▽

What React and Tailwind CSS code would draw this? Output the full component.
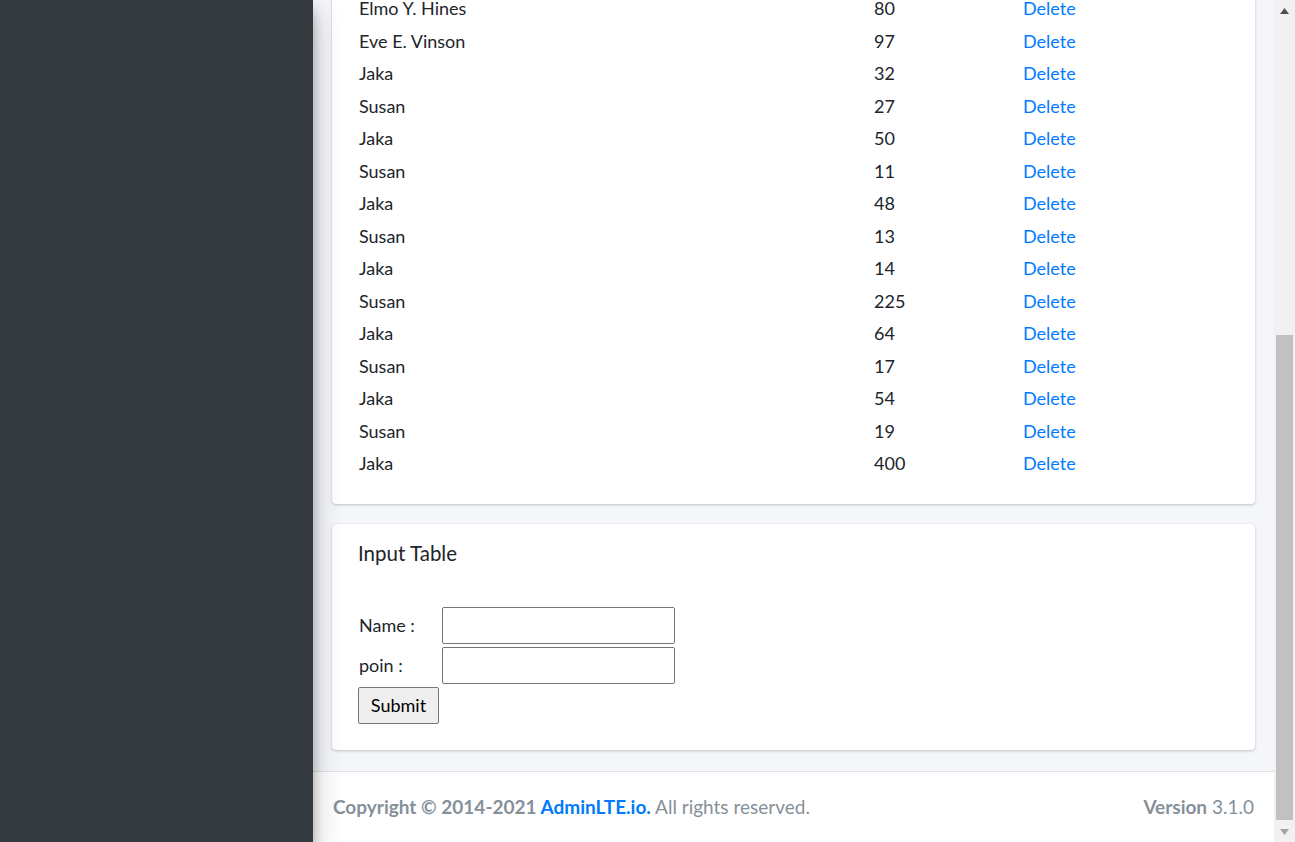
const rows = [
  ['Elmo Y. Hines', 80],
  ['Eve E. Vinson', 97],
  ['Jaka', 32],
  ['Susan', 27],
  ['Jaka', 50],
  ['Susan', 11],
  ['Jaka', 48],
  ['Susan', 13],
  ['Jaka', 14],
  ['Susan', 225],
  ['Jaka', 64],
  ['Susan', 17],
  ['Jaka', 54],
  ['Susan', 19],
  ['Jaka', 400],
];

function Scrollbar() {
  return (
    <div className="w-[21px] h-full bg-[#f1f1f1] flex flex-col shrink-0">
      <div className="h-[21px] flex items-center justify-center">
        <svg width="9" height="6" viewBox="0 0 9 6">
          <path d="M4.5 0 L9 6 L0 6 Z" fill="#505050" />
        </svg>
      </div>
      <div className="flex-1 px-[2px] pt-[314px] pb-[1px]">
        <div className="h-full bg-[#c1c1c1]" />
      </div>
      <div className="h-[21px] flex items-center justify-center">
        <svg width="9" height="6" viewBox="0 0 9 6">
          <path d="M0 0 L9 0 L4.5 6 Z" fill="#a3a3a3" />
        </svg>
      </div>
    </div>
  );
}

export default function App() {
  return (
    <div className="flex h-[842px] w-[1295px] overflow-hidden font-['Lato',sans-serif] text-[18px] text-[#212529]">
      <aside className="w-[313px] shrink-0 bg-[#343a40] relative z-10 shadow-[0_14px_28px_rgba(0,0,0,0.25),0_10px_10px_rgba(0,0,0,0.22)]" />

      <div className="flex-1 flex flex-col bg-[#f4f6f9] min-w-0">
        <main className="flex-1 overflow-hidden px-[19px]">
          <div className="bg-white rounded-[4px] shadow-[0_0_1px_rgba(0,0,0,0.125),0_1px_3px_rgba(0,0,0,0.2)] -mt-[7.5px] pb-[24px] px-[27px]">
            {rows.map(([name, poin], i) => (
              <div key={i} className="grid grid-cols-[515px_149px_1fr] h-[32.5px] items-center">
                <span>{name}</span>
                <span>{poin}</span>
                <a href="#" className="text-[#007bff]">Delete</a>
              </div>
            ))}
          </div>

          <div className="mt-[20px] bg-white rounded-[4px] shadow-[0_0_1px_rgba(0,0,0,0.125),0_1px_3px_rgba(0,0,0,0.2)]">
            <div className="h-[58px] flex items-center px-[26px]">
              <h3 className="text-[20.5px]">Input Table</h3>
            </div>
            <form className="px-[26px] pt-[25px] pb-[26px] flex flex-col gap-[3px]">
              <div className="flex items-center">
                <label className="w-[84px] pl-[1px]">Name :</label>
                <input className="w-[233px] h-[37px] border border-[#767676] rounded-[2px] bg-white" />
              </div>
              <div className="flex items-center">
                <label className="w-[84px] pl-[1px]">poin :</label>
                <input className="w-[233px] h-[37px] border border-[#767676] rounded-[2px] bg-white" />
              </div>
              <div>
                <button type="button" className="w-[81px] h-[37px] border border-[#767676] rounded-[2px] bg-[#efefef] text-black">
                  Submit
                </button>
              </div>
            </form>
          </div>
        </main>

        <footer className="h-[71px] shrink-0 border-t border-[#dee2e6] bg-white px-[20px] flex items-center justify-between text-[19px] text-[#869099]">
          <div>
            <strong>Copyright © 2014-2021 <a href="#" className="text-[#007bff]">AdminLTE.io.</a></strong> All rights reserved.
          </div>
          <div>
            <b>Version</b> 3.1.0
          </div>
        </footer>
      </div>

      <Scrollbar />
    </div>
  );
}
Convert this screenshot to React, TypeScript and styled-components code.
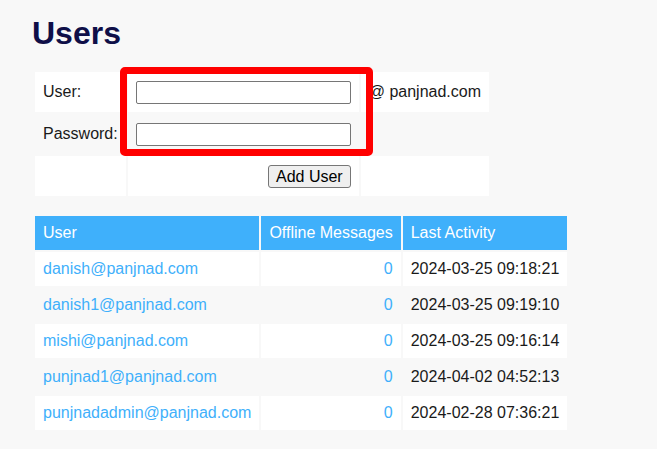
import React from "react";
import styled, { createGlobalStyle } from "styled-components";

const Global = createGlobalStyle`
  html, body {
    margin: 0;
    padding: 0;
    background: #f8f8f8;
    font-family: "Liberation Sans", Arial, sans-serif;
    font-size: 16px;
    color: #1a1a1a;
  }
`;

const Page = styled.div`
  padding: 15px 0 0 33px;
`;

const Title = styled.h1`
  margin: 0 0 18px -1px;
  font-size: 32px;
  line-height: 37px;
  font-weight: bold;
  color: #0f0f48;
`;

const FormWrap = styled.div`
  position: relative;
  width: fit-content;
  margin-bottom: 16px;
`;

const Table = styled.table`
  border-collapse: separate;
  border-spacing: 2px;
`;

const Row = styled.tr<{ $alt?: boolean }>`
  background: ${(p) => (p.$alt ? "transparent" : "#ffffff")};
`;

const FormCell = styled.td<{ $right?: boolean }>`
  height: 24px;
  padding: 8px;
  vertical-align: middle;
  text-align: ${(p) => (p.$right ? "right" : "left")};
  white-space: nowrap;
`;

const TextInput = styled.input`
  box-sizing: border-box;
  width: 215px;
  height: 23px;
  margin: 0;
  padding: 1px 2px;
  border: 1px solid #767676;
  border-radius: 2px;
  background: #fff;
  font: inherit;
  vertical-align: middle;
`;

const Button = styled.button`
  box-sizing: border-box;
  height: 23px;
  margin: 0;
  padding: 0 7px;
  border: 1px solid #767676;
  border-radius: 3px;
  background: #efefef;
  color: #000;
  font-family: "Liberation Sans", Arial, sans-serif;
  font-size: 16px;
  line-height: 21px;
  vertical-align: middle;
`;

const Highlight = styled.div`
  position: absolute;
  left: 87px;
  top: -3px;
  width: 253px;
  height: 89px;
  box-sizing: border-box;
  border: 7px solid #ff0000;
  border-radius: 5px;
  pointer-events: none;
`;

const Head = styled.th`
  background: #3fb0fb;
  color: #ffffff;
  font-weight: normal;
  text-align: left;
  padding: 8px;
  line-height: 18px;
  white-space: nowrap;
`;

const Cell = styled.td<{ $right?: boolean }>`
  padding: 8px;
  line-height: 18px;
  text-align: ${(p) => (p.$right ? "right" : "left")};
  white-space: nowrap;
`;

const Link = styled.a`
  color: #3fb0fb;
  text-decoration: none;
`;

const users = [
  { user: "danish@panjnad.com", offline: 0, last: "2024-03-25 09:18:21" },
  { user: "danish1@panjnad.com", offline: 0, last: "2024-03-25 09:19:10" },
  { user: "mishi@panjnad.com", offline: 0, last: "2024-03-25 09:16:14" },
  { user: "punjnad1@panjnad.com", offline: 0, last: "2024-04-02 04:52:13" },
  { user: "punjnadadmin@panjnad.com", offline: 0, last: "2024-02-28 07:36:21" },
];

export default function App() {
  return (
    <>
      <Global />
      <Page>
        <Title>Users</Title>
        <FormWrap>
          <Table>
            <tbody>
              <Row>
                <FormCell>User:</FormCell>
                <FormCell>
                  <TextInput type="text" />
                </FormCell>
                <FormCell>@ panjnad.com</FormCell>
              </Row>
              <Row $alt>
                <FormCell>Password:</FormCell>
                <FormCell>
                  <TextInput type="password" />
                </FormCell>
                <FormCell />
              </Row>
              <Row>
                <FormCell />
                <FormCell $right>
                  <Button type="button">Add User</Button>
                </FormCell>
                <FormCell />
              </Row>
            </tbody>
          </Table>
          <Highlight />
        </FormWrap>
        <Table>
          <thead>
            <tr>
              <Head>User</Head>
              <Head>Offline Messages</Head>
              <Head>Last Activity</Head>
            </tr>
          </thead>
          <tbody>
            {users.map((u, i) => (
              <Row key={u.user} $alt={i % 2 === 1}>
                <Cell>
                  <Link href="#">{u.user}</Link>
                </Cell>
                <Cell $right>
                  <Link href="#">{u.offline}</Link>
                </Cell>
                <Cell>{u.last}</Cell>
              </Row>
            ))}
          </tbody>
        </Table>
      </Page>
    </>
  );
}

△

**WHAT THE EXERCISE ASKS:** Write out every line of the preceding listing that contains "components".

**RESULT FOR THIS EXERCISE:**
Convert this screenshot to React, TypeScript and styled-components code.
import styled, { createGlobalStyle } from "styled-components";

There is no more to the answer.